Rendre les victimes dociles
Le dominical livre l'exemple concret d'une jeune Suissesse. Melanie* a rencontré son prédateur il y a environ un an. C'était la première fois qu'elle tombait amoureuse de quelqu'un. Selon la jeune femme, l'homme en question s'est d'abord montré gentil, doux et attentionné. Mais rapidement, la relation s'est dégradée. Soudainement, il a commencé à l'étrangler pendant qu'ils couchaient ensemble. A plusieurs reprises, elle a perdu connaissance. Il s'est aussi mis à la fesser jusqu'à ce que sa peau soit totalement irritée. Selon ACT212, le but des «loverboys» est de rendre leurs victimes dociles et de les isoler de leur famille et de leurs proches afin de mieux les contrôler.
Dans le cas de Melanie, les rapports sexuels violents n'ont rapidement plus suffi à son «petit ami». Celui-ci a alors commencé à lui donner des ordres. Il lui a notamment envoyé des SMS, lui demandant de se masturber «sur-le-champ» dans les toilettes de son école. Complètement amoureuse de lui, elle s'est exécutée.
«Tout le monde fait ça. Tu m'aimes, non?»
La situation s'est encore empirée durant l'été 2017 lorsque le prédateur a demandé à Melanie de rencontrer d'autres hommes. Il lui a non seulement demandé de coucher avec eux, mais de lui envoyer une vidéo de leurs rapports. A la question de savoir pour quoi elle devait faire une chose pareille, le «loverboy» a simplement répondu: «Tout le monde fait ça. Tu m'aimes, non?» Selon le dominical, la jeune femme a envoyé au moins trois vidéos d'elle avec d'autres hommes à son «copain».

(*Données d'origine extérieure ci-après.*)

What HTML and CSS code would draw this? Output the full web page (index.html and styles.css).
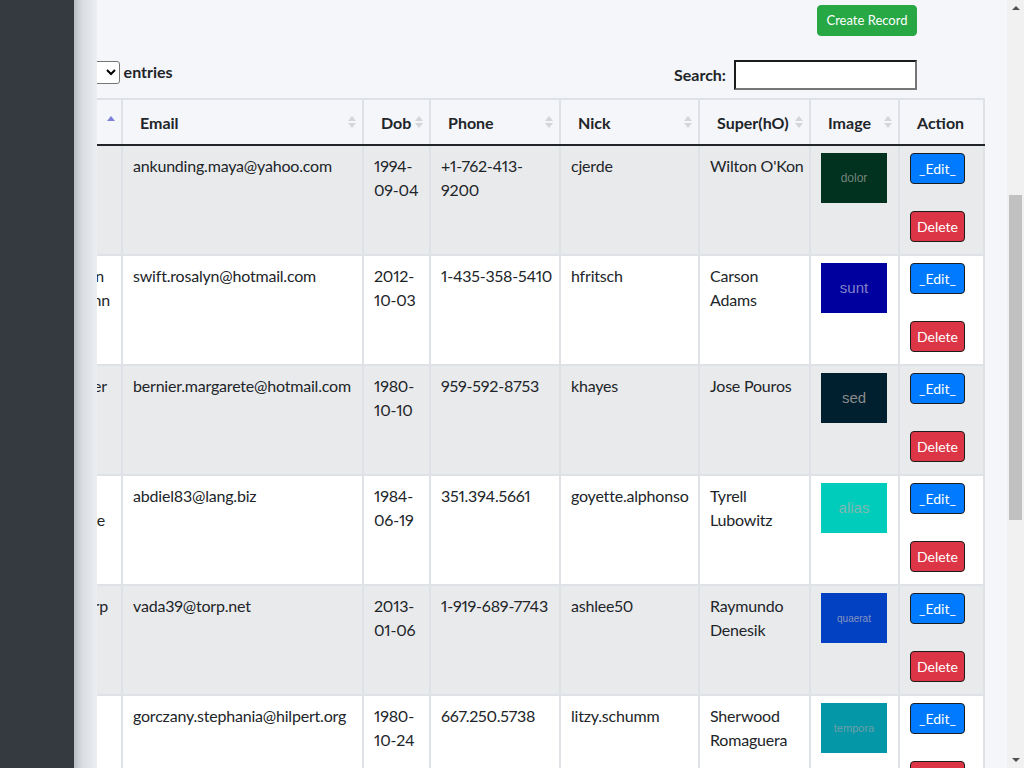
FILE: index.html
```html
<!DOCTYPE html>
<html lang="en">
<head>
<meta charset="utf-8">
<title>Records</title>
<link rel="stylesheet" href="styles.css">
</head>
<body>
<div class="app">
  <aside class="sidebar"></aside>
  <div class="shade"></div>
  <main class="main">
    <div class="inner">
      <div class="toolbar">
        <button class="btn btn-create" type="button">Create Record</button>
      </div>
      <div class="controls">
        <label class="length"><span class="show">Show</span><select class="len-select"><option>10</option></select><span>entries</span></label>
        <label class="search"><span>Search:</span><input class="search-input" type="search"></label>
      </div>
      <table class="grid">
        <colgroup>
          <col class="w0"><col class="w1"><col class="w2"><col class="w3"><col class="w4"><col class="w5"><col class="w6"><col class="w7">
        </colgroup>
        <thead>
          <tr>
            <th>Name<span class="sort active"><i class="up"></i></span></th>
            <th>Email<span class="sort"><i class="up"></i><i class="down"></i></span></th>
            <th>Dob<span class="sort"><i class="up"></i><i class="down"></i></span></th>
            <th>Phone<span class="sort"><i class="up"></i><i class="down"></i></span></th>
            <th>Nick<span class="sort"><i class="up"></i><i class="down"></i></span></th>
            <th>Super(hO)<span class="sort"><i class="up"></i><i class="down"></i></span></th>
            <th>Image<span class="sort"><i class="up"></i><i class="down"></i></span></th>
            <th>Action</th>
          </tr>
        </thead>
        <tbody>
          <tr class="odd">
            <td class="c0"><div class="frag p60">Maya</div></td>
            <td>ankunding.maya@yahoo.com</td>
            <td>1994-09-04</td>
            <td>+1-762-413-9200</td>
            <td>cjerde</td>
            <td class="sup">Wilton O'Kon</td>
            <td class="imgcell"><div class="pic pic-dolor">dolor</div></td>
            <td class="act"><div class="btns"><button class="btn btn-edit" type="button">_Edit_</button><button class="btn btn-del" type="button">Delete</button></div></td>
          </tr>
          <tr>
            <td class="c0"><div class="frag p17">Jordan</div><div class="frag p11">Hermann</div></td>
            <td>swift.rosalyn@hotmail.com</td>
            <td>2012-10-03</td>
            <td>1-435-358-5410</td>
            <td>hfritsch</td>
            <td class="sup">Carson Adams</td>
            <td class="imgcell"><div class="pic pic-sunt">sunt</div></td>
            <td class="act"><div class="btns"><button class="btn btn-edit" type="button">_Edit_</button><button class="btn btn-del" type="button">Delete</button></div></td>
          </tr>
          <tr class="odd">
            <td class="c0"><div class="frag p14">Fisher</div></td>
            <td>bernier.margarete@hotmail.com</td>
            <td>1980-10-10</td>
            <td>959-592-8753</td>
            <td>khayes</td>
            <td class="sup">Jose Pouros</td>
            <td class="imgcell"><div class="pic pic-sed">sed</div></td>
            <td class="act"><div class="btns"><button class="btn btn-edit" type="button">_Edit_</button><button class="btn btn-del" type="button">Delete</button></div></td>
          </tr>
          <tr>
            <td class="c0"><div class="frag p60">Ana</div><div class="frag p16">Blanche</div></td>
            <td>abdiel83@lang.biz</td>
            <td>1984-06-19</td>
            <td>351.394.5661</td>
            <td>goyette.alphonso</td>
            <td class="sup">Tyrell Lubowitz</td>
            <td class="imgcell"><div class="pic pic-alias">alias</div></td>
            <td class="act"><div class="btns"><button class="btn btn-edit" type="button">_Edit_</button><button class="btn btn-del" type="button">Delete</button></div></td>
          </tr>
          <tr class="odd">
            <td class="c0"><div class="frag p13">Thorp</div></td>
            <td>vada39@torp.net</td>
            <td>2013-01-06</td>
            <td>1-919-689-7743</td>
            <td>ashlee50</td>
            <td class="sup">Raymundo Denesik</td>
            <td class="imgcell"><div class="pic pic-quaerat">quaerat</div></td>
            <td class="act"><div class="btns"><button class="btn btn-edit" type="button">_Edit_</button><button class="btn btn-del" type="button">Delete</button></div></td>
          </tr>
          <tr>
            <td class="c0"><div class="frag p60">Gladys</div></td>
            <td>gorczany.stephania@hilpert.org</td>
            <td>1980-10-24</td>
            <td>667.250.5738</td>
            <td>litzy.schumm</td>
            <td class="sup">Sherwood Romaguera</td>
            <td class="imgcell"><div class="pic pic-tempora">tempora</div></td>
            <td class="act"><div class="btns"><button class="btn btn-edit" type="button">_Edit_</button><button class="btn btn-del" type="button">Delete</button></div></td>
          </tr>
        </tbody>
      </table>
    </div>
  </main>
  <div class="vscroll">
    <div class="arrow arrow-up"></div>
    <div class="thumb"></div>
    <div class="arrow arrow-down"></div>
  </div>
</div>
</body>
</html>
```
FILE: styles.css
```css
* { box-sizing: border-box; }
html, body { margin: 0; height: 100%; }
body {
  font-family: "Lato", "Liberation Sans", sans-serif;
  font-size: 16px;
  line-height: 1.5;
  color: #212529;
  background: #f4f6f9;
  overflow: hidden;
}
.app { display: flex; height: 768px; }
.sidebar { width: 74px; flex: none; background: #343a40; }
.shade {
  width: 23px; flex: none;
  background: linear-gradient(to right, #b9bcc1 0%, #d9dce0 35%, #eceef2 100%);
}
.main {
  flex: 1; min-width: 0; overflow: hidden;
  padding: 5px 90px 0 0;
}
.inner { margin-left: -101px; }

.toolbar { display: flex; justify-content: flex-end; }
.btn {
  font-family: "Lato", "Liberation Sans", sans-serif;
  font-size: 14px; line-height: 21px;
  color: #fff; border-radius: 4px; cursor: pointer;
}
.btn-create {
  width: 100px; height: 31px; padding: 0;
  font-size: 13px; text-align: center;
  background: #28a745; border: 1px solid #28a745;
}

.controls {
  display: flex; justify-content: space-between; align-items: flex-start;
  margin-top: 24px;
}
.length {
  display: flex; align-items: center; gap: 4px;
  font-weight: 700; margin-top: 0;
}
.len-select {
  width: 80px; height: 23px;
  font-size: 13px; border: 1px solid #767676; border-radius: 3px;
  background: #fff;
}
.search { display: flex; align-items: center; gap: 8px; font-weight: 700; }
.search-input {
  width: 183px; height: 30px;
  border: 2px solid; border-color: #1b1b1b #767676 #767676 #1b1b1b;
  background: #fff; padding: 2px 4px;
}

.grid {
  margin-top: 8px;
  border-collapse: collapse;
  table-layout: fixed;
  width: 987px;
}
.w0 { width: 125px; }
.w1 { width: 241px; }
.w2 { width: 67px; }
.w3 { width: 130px; }
.w4 { width: 139px; }
.w5 { width: 111px; }
.w6 { width: 89px; }
.w7 { width: 85px; }

.grid th, .grid td { border: 2px solid #dee2e6; }
.grid th {
  position: relative;
  text-align: left; font-weight: 700;
  padding: 11px 18px 9px 17px;
  border-bottom: 2px solid #212529;
  white-space: nowrap;
}
.grid td {
  vertical-align: top;
  padding: 8px 0 12px 10px;
  background: #fff;
  letter-spacing: -0.2px;
  font-variant-numeric: proportional-nums;
}
.grid td.sup { padding-right: 4px; }
.grid tr.odd td { background: #e9eaec; }

.sort {
  position: absolute; right: 6px; top: 50%;
  margin-top: -6px;
  display: flex; flex-direction: column; gap: 2px;
}
.sort i { display: block; width: 0; height: 0; border-left: 4px solid transparent; border-right: 4px solid transparent; }
.sort .up { border-bottom: 5px solid #d3d5d9; }
.sort .down { border-top: 5px solid #d3d5d9; }
.sort.active .up { border-bottom-color: #7d80d8; }

.grid td.c0 { padding: 8px 0 12px; }
.frag { text-align: right; white-space: nowrap; }
.p11 { padding-right: 11px; }
.p13 { padding-right: 13px; }
.p14 { padding-right: 14px; }
.p16 { padding-right: 16px; }
.p17 { padding-right: 17px; }
.p60 { padding-right: 60px; }

.grid td.imgcell { padding: 7px 10px; }
.pic {
  width: 66px; height: 50px;
  display: flex; align-items: center; justify-content: center;
  font-family: "Liberation Sans", Arial, sans-serif;
  letter-spacing: 0;
  color: #8a8a8a;
}
.pic-dolor { background: #01311f; font-size: 12px; color: #74847b; }
.pic-sunt { background: #00009e; font-size: 15px; color: #8383c9; }
.pic-sed { background: #01202f; font-size: 15px; }
.pic-alias { background: #00ccbb; font-size: 15px; color: #7db9b2; }
.pic-quaerat { background: #0341c3; font-size: 10px; color: #8494bd; }
.pic-tempora { background: #0397a8; font-size: 11px; color: #6f9fa6; }

.grid td.act { padding: 7px 10px 12px; }
.btns { display: flex; flex-direction: column; align-items: flex-start; gap: 27px; }
.btn-edit, .btn-del {
  width: 55px; height: 31px; padding: 0;
  border: 1px solid #1d1d1d;
  text-align: center; letter-spacing: 0;
}
.btn-edit { background: #007bff; }
.btn-del { background: #dc3545; }

.vscroll {
  width: 17px; flex: none; background: #f1f1f1;
  display: flex; flex-direction: column; align-items: center;
}
.arrow { width: 0; height: 0; border-left: 4px solid transparent; border-right: 4px solid transparent; }
.arrow-up { margin-top: 6px; border-bottom: 4px solid #505050; }
.arrow-down { margin-top: auto; margin-bottom: 6px; border-top: 4px solid #505050; }
.thumb { width: 13px; height: 325px; margin-top: 185px; background: #c1c1c1; }
```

Ce n'est qu'en apprenant fin juillet 2017 qu'il faisait la même chose avec d'autres femmes, que Melanie s'est rendue compte de ce qu'elle subissait. Si elle s'est confiée à sa mère, elle n'a jamais porté plainte contre le prédateur. Des conseillers juridiques lui auraient en effet déconseillé de le faire. Pourquoi? Parce que face aux juges, ce serait sa déclaration contre la sienne. Par ailleurs, Melanie se serait éventuellement rendue coupable en envoyant les vidéos à son compagnon.
Pour ACT212, il est important que ce phénomène soit discuté au sein de la population. Si les «loverboys» sont déjà passablement connus en Allemagne ou aux Pays-Bas, ils le sont beaucoup moins en Suisse.